In deze zaak, behandeld door het Gerechtshof Amsterdam, betreft het een hoger beroep over de omgangsregeling tussen een moeder en haar twee minderjarige kinderen. De moeder, verzoekster in principaal hoger beroep, heeft een verzoek ingediend om haar omgang met de kinderen te herstellen en uit te breiden. De gecertificeerde instelling, de William Schrikker Stichting Jeugdbescherming & Jeugdreclassering, is verweerster in het principaal hoger beroep en verzoekster in het incidenteel hoger beroep. De Raad voor de Kinderbescherming heeft als adviseur opgetreden in deze procedure.
De moeder heeft in eerdere procedures al een omgangsregeling toegewezen gekregen, maar deze is in de bestreden beschikking door de rechtbank Amsterdam afgewezen. Het hof heeft de zaak in hoger beroep behandeld en de moeder gehoord, evenals de GI en de Raad. De moeder heeft verzocht om een uitbreiding van de omgangsregeling, terwijl de GI heeft verzocht om de verzoeken van de moeder af te wijzen en de huidige regeling te handhaven.

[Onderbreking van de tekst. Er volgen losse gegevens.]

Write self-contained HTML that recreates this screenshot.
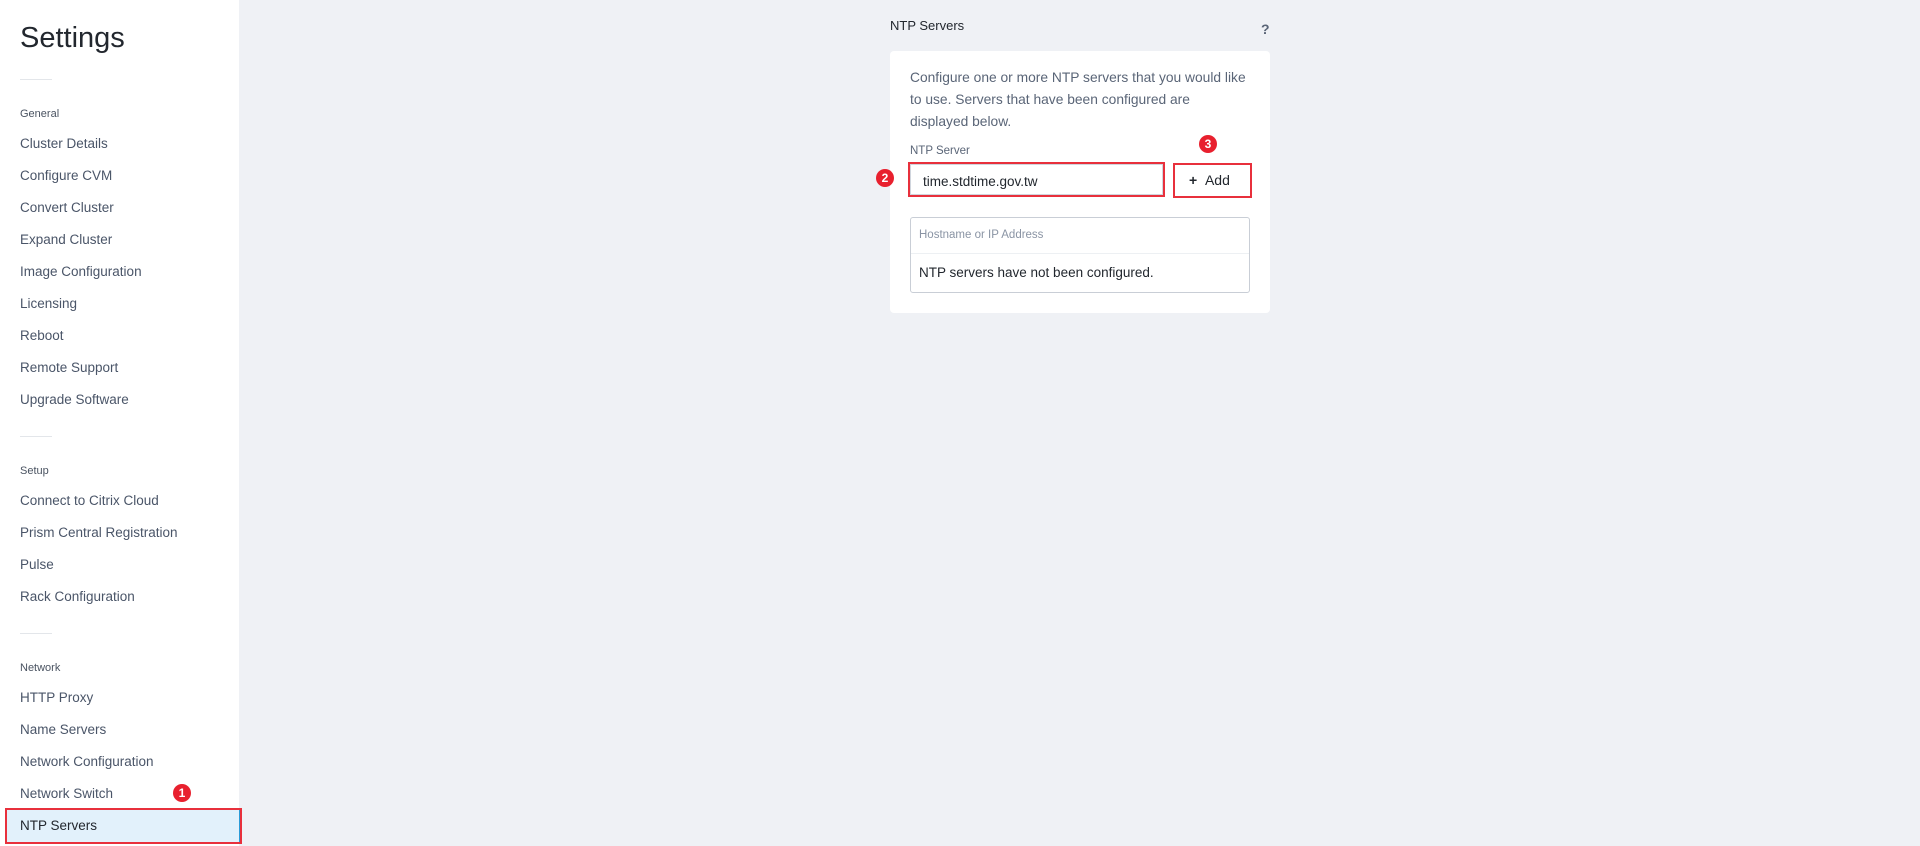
<!DOCTYPE html>
<html><head><style>
*{margin:0;padding:0;box-sizing:border-box}
body{width:1920px;height:846px;background:#eff1f5;font-family:"Liberation Sans",sans-serif;position:relative;overflow:hidden}
.sb{position:absolute;left:0;top:0;width:239px;height:846px;background:#fff}
.a{position:absolute;white-space:nowrap}
.h1{left:20px;top:22px;font-size:29px;color:#22272e;font-weight:300}
.div{position:absolute;left:20px;width:32px;height:1px;background:#e3e6ea}
.sec{left:20px;font-size:11px;color:#4a5361}
.it{left:20px;font-size:13.5px;color:#4a5568}
.badge{position:absolute;width:18px;height:18px;border-radius:50%;background:#e8202e;color:#fff;font-size:12px;font-weight:bold;text-align:center;line-height:18px}
.red{position:absolute;border:2px solid #e8303c}
</style></head><body>
<div class="sb">
<div class="a h1">Settings</div>
<div class="div" style="top:79px"></div>
<div class="a sec" style="top:108px">General</div>
<div class="a it" style="top:136px">Cluster Details</div>
<div class="a it" style="top:168px">Configure CVM</div>
<div class="a it" style="top:200px">Convert Cluster</div>
<div class="a it" style="top:232px">Expand Cluster</div>
<div class="a it" style="top:264px">Image Configuration</div>
<div class="a it" style="top:296px">Licensing</div>
<div class="a it" style="top:328px">Reboot</div>
<div class="a it" style="top:360px">Remote Support</div>
<div class="a it" style="top:392px">Upgrade Software</div>
<div class="div" style="top:436px"></div>
<div class="a sec" style="top:465px">Setup</div>
<div class="a it" style="top:493px">Connect to Citrix Cloud</div>
<div class="a it" style="top:525px">Prism Central Registration</div>
<div class="a it" style="top:557px">Pulse</div>
<div class="a it" style="top:589px">Rack Configuration</div>
<div class="div" style="top:633px"></div>
<div class="a sec" style="top:662px">Network</div>
<div class="a it" style="top:690px">HTTP Proxy</div>
<div class="a it" style="top:722px">Name Servers</div>
<div class="a it" style="top:754px">Network Configuration</div>
<div class="a it" style="top:786px">Network Switch</div>
</div>
<div style="position:absolute;left:5px;top:808px;width:236px;height:35px;background:#e2f1fb;border-right:2px solid #2a9bd8"></div>
<div class="red" style="left:5px;top:808px;width:237px;height:36px"></div>
<div class="a it" style="top:818px;color:#22272e">NTP Servers</div>
<div class="badge" style="left:173px;top:784px">1</div>

<div class="a" style="left:890px;top:18px;font-size:13px;color:#22272e">NTP Servers</div>
<div class="a" style="left:1261px;top:21px;font-size:14px;font-weight:bold;color:#5a6577">?</div>
<div style="position:absolute;left:890px;top:51px;width:380px;height:262px;background:#fff;border-radius:4px"></div>
<div class="a" style="left:910px;top:67px;font-size:13.8px;line-height:22px;color:#5a6577;white-space:normal;width:338px">Configure one or more NTP servers that you would like to use. Servers that have been configured are displayed below.</div>
<div class="a" style="left:910px;top:145px;font-size:11.5px;color:#5a6577">NTP Server</div>
<div style="position:absolute;left:910px;top:164px;width:253px;height:31px;border:1px solid #d0d5dd;background:#fff"></div>
<div class="red" style="left:908px;top:162px;width:257px;height:35px"></div>
<div class="a" style="left:923px;top:174px;font-size:13.5px;color:#22272e">time.stdtime.gov.tw</div>
<div class="badge" style="left:876px;top:169px">2</div>
<div class="red" style="left:1173px;top:163px;width:79px;height:35px;background:#fff"></div>
<div class="a" style="left:1189px;top:172px;font-size:14px;color:#22272e"><b>+</b>&nbsp;&nbsp;Add</div>
<div class="badge" style="left:1199px;top:135px">3</div>
<div style="position:absolute;left:910px;top:217px;width:340px;height:76px;border:1px solid #c9ced6;border-radius:3px"></div>
<div style="position:absolute;left:911px;top:253px;width:338px;height:1px;background:#edf0f3"></div>
<div class="a" style="left:919px;top:229px;font-size:11.5px;color:#8a94a4">Hostname or IP Address</div>
<div class="a" style="left:919px;top:265px;font-size:13.5px;color:#22272e">NTP servers have not been configured.</div>
</body></html>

Het hof heeft de rapportage van de Raad in overweging genomen, waarin belemmeringen voor de omgang zijn geschetst. De Raad adviseert om de huidige omgangsregeling te continueren en te streven naar een uitbreiding naar een onbegeleide omgang met een overnachting bij de moeder. Het hof heeft besloten dat de omgang tussen de moeder en [minderjarige 2] voortgezet wordt met een frequentie van eenmaal per twee weken, met de mogelijkheid tot uitbreiding. Voor [minderjarige 1] is besloten dat de gezinsvoogd, de moeder, de oma en [minderjarige 1] onderling bepalen wanneer de omgang plaatsvindt. Daarnaast is de GI verplicht om de moeder maandelijks te informeren over de ontwikkelingen van de kinderen.